Общие негативные тенденции, как накопленные, так и возникшие непосредственно в период перестройки, были особенно обострены в связи с разрывом хозяйственных связей и общим кризисом советской экономики в 1991 году. Это лишило чеченское население традиционных путей отходничества[67]
. Вся эта нестабильная масса люмпенизированных «шабашников» оказалась заперта в республике без всяких перспектив на улучшение своего положения или какую-то помощь со стороны властей и увлекла за собой смежные социальные группы. Аслан Масхадов воспоминал это время следующим образом:«Ситуация стала катастрофической в начале 90‑х годов, когда Москва перестала финансировать сельское хозяйство с переходом на шоковые рыночные отношения. В совхозах и колхозах России и Казахстана не оказалось денег, чтобы финансировать строительство, и сотни тысяч чеченских семей, традиционно выезжающих на эти стройки, оказались на обочине. Вот поэтому, главным образом, произошёл взрыв, а не из-за природной агрессивности и неуживчивости чеченцев, как пытаются объяснить происходящее московские политики и всевозможные аналитики»[68]
.На это накладывался товарный дефицит, вызванный невыполнением плана на 1990 год. Дефицит товаров и услуг вызвал рост фактических цен[69]

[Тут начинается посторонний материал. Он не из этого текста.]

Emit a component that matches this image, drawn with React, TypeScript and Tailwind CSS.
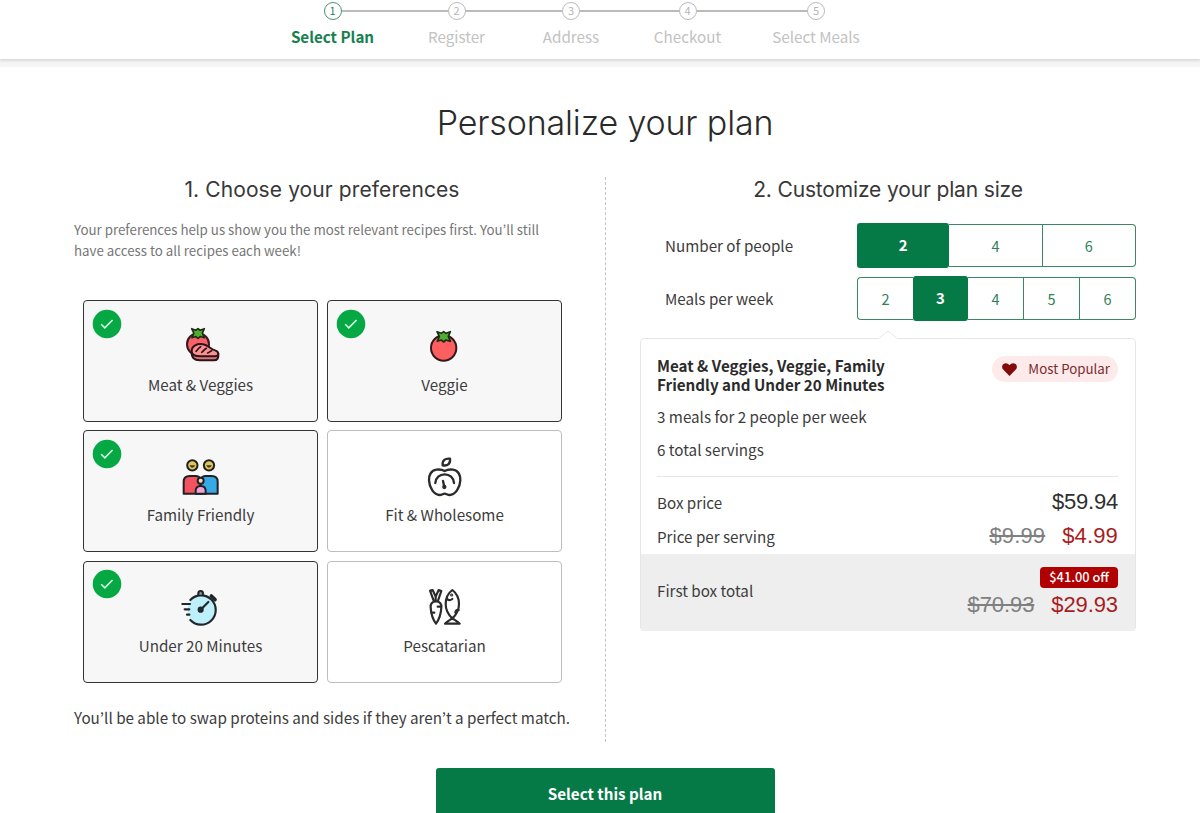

. Причём рост цен на продовольственные товары по колхозному рынку составил от 20 до 25 %. Средний рост расходов на продукты питания составил 17 %, а на непродовольственные товары 31 %[70]. Также нужно иметь в виду, что по основным социально-экономическим показателям республика находилась на 73 месте в РСФСР и у неё совершенно не было того запаса прочности, который позволил остальной России избежать мгновенного социального взрыва при переходе к новым экономическим отношениям. Само собой, все неуспехи связывались не с конкретным экономическим курсом, а с плановой моделью экономики в целом. В этом как раз уже сказалось влияние буржуазных веяний, начавших полномасштабное наступление в годы перестройки.В связи с этим хочется отдельно подчеркнуть, что внешнее воздействие на ситуацию, исходи оно из высоких кабинетов Москвы, ЦРУ или иной страны если и присутствовало, то не оказало принципиального влияния на ситуацию — объективные предпосылки произошедших в Грозном событий были подготовлены самим последепортационным периодом в жизни республики. По крайней мере, в сфере земельных отношений об этом можно говорить с достаточной уверенностью. К тем же выводам на более обширных материалах пришёл и Игорь Ротарь:
«Большинство так называемых межнациональных конфликтов на Северном Кавказе и Средней Азии произошло из-за пригодных для земледелия территорий»[71]
.Дабы не выйти за пределы основной темы статьи, придётся лишь мельком пройтись по основным социальным силам, участвовавшим в тех событиях, оставляя политическую историю вовсе в стороне (тем более, что это требует привлечения уймы источников с российской стороны), но с другой стороны я бы и не сказал, что на данном уровне разработки проблемы подобное вообще возможно. Например, информация о торговле и мелкой буржуазии (так называемых «челноках») крайне разрознена и относится в основном к межвоенному периоду. С рабочим движением всё не так печально, но информации, тем не менее, явно недостаточно.
Начать хотя бы с того, что Чечено-Ингушетия — это один из столпов рабочего движения в позднесоветской России. В Кемеровской области в 1990 году бастовало 65 предприятий, в Чечено-Ингушетии 40, в Ростовской области 30[72]
. Правда, по числу бастующих Ростовская область всё-таки вырывается вперёд, обгоняя всех: в Кемеровской области в том же году бастовало 22,6 тыс. чел., в Ростовской 25,4 тыс. чел., в Чечено-Ингушетии «всего» 12,9 тыс.[73] Но как они бастовали! Потери рабочего времени в ЧИАССР из-за забастовок на 1990 год составили 51,7 тысяч человеко-дней! Ростов и Кузбасс остались далеко позади, у них по 25,5 и 22,6 соответственно[74].